One of the nicer aspects of having CRAN as a centralized resource is that, well, you don’t actually have to visit the site very often. When you use the install.packages() function without any of the optional parameters, R automatically looks for the package on CRAN, downloads it, and installs it. There is no need to download a file and then double-click to install it.

Using a Package

This will become absolutely second nature, but it’s one of those things that is not 100% intuitive at first. When you’re using a package (which, really, means you’re using one or more of the functions in a package), there are two things that have to happen:

  1. The package has to be installed. This is what is described above. The first time you use a package, you will need to type install.packages("[the package name]") (note that the name of the package is inside quotation marks) in the console and press <Enter>. That will pull the package (and any packages the package depends on – few packages are built entirely from scratch!) from CRAN. And…it will show up in the Packages tab in the bottom right of your RStudio environment. This is a one-time step, although there is no harm in installing the same package multiple times, and, occasionally, you will find that a package has been updated and needs to be re-installed.

  2. The package has to be loaded. In your script (or in the console), enter library([the package name]) (unlike install.packages(), the name of the package is not placed in quotation marks when using library()). Typically, you will have a list of these at the beginning of your scripts (although there are other techniques for centralizing a list of packages you commonly use…we’re not going to go there for now).

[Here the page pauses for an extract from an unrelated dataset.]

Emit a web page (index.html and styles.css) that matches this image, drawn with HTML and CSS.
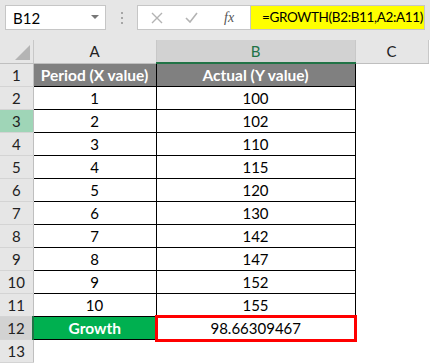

Once a package is loaded, it will show with a checkbox next to it in the Packages list in your RStudio environment.

When you get a “function not found” error when running a script, 9 times out of 10 that’s because the function you’re calling is in a package that isn’t loaded.

Dynamically Installing Packages

Throughout this site, as well as in examples across the interwebs, you will see code examples that look something like this:

# This installs googleAnalyticsR if you haven't got it installed already
if(!require(googleAnalyticsR)) install.packages("googleAnalyticsR")

# This then loads the library
library(googleAnalyticsR)

The if() statement is simply conditionally checking to see if the package is already installed. If it is, then we don’t want the script to re-install it. While there is (generally) no harm in re-installation, it’s unnecessary and will tack on a few seconds to the running time for your script.

If, however, the package is not already installed, then you generally want to install it. Otherwise, the script will break when you try to load the library or use any of the functions within it.

Some Useful Packages

This list simply cannot be comprehensive, but, to give you a sense of the breadth and scope of R Packages, below are a few representative examples:

Accessing Web Analytics, Search, and Social Media Data

Many of the platforms that digital analysts work with already have one or more packages developed for accessing their data quickly and easily. See the pages under WORKING WITH APIs in the I/O section of this site for a list of packages that are particularly useful to digital analysts.

Some Other Packages You Will Get Familiar With

You will learn to know the name “Hadley Wickham,” as he is quite possibly the most influential R user (and package and content creator) of the modern era. He also now works for RStudio. All of the packages below are part of what has been dubbed “the Hadleyverse,” because Wickham was key in their creation. He’s actually been working to rebrand this “the tidyverse” because, well, that’s how he rolls.

For a more comprehensive list of packages in the Hadley-tidyverse, you can check out The Hitchhiker’s Guide to the Hadleyverse. But, here, we’re just going to list a small handful of those packages that are practically core to using R:

  • ggplot2 – It’s a package with its own web site! ggplot2 is a very powerful data visualization package. It is also extremely confusing to learn, as you have to throw how you think about the construction of charts and graphs out the window. We’ll be using ggplot2 in this course a bit, but know that it takes a while to fully learn. You can check out this site for some examples of visualizations with ggplot2.
  • dplyr – in some respects, this is a non-essential package, in that there are “base R” ways to do everything that its handful of functions do. On the other hand…those handful of functions, as well as the %>% operator (which is available once you’ve loaded dplyr…but actually comes from another package that dplyr uses) can streamline the heck out of your code!
  • lubridate – it’s a play on words: you’re “lubricating the process of working with dates” (I think). Dates come in all sorts of formats and structures, and this package makes short work of working with them.
  • tidyr – this is a package for getting your data into a “tidy” format…which, put in Excel terms, means a bunch of rows and a limited number of columns so that you could pivot the data very easily (because data that can be easily pivoted can be easily subsetted, plotted, summarized, and aggregated).

If you’re not worried about cluttering up your system with too much stuff, ther is actually a tidyverse package that is just a collection of all of the packages in the tidyverse. So, you get all of the above (and a lot, lot more) with just install.packages("tidyverse"), which you can then load and use with library(tidyverse).

Github

There are also thousands of more experimental packages that are only available through Github. These packages have become much easier to work with since the introduction of the package devtools, which via its function install_github provides access to this universe of packages through scriptable commands.

Beware, though, that the packages on Github are, by their nature, more experimental, so exercise due care to ensure they are trustworthy!